This is what Adam emphatically stated to me with his face all frowny and pinched. He stomped his way over to the couch, sat down with all the force his little body could muster, crossed his arms and stared up at me with his AngryFace.
What brought on his declaration of terribleness? The injustice that set off his dramatic production? We were to sit down and read "Animals in the Snow" for his homework. But Adam had other plans in mind which involved a t.v. and Sponge Bob Square Pants. Being six, the unfairness of having to plow through three minutes of reading before watching the porous yellow sponge was just too much for him. "I have a TERRIBLE life!" he declared, "Just Terrible! "

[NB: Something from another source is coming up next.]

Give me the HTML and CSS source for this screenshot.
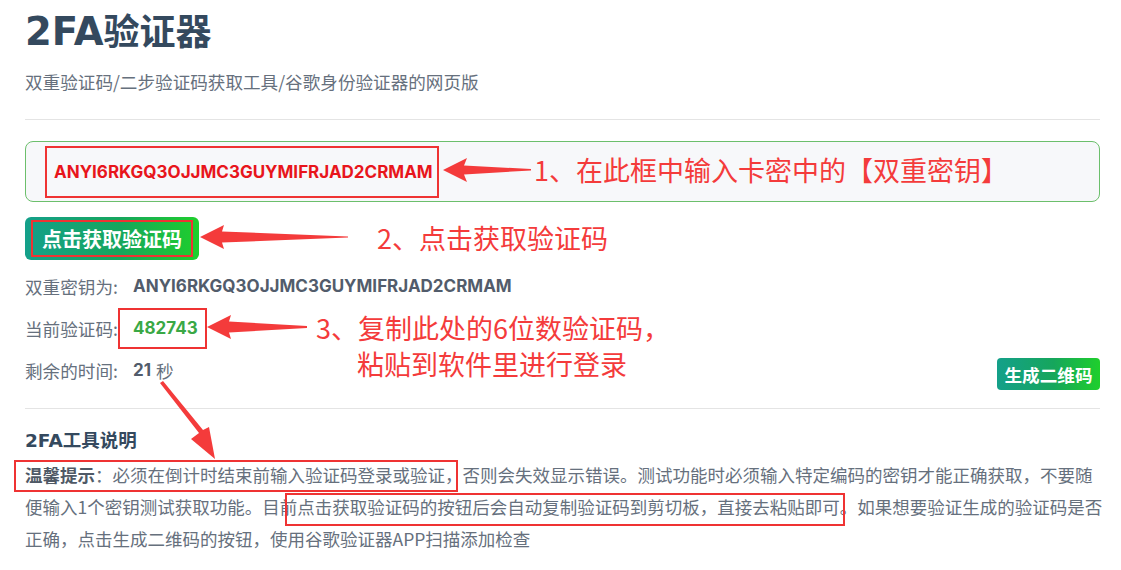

I suppose I should have sat down and told him of all the children in the world who have nothing. The millions of children who die each day because they lack essential things like food and clean water. The children who die from childhood diseases, diseases that we think nothing of, because they have no access to medicine. The children who are orphaned and left to fend for themselves on the street because there is no one to care for them.
I should have told him about the parents who hold their child dying of malnutrition while across the globe childhood obesity is growing at an alarming rate. Or the children who want to go to school but can't - because they can't afford to - they need to work to help maintain their family, or they are simply the wrong race or the wrong sex.
I should have told him about all the terrible things that are going on in the world. The wars, the killing, the hurting, the corruptness.....the real unfairness of it all. But he'll learn all that in due time.
Instead I sat down, put my arm around him and said "somedays it all seems unfair to me too".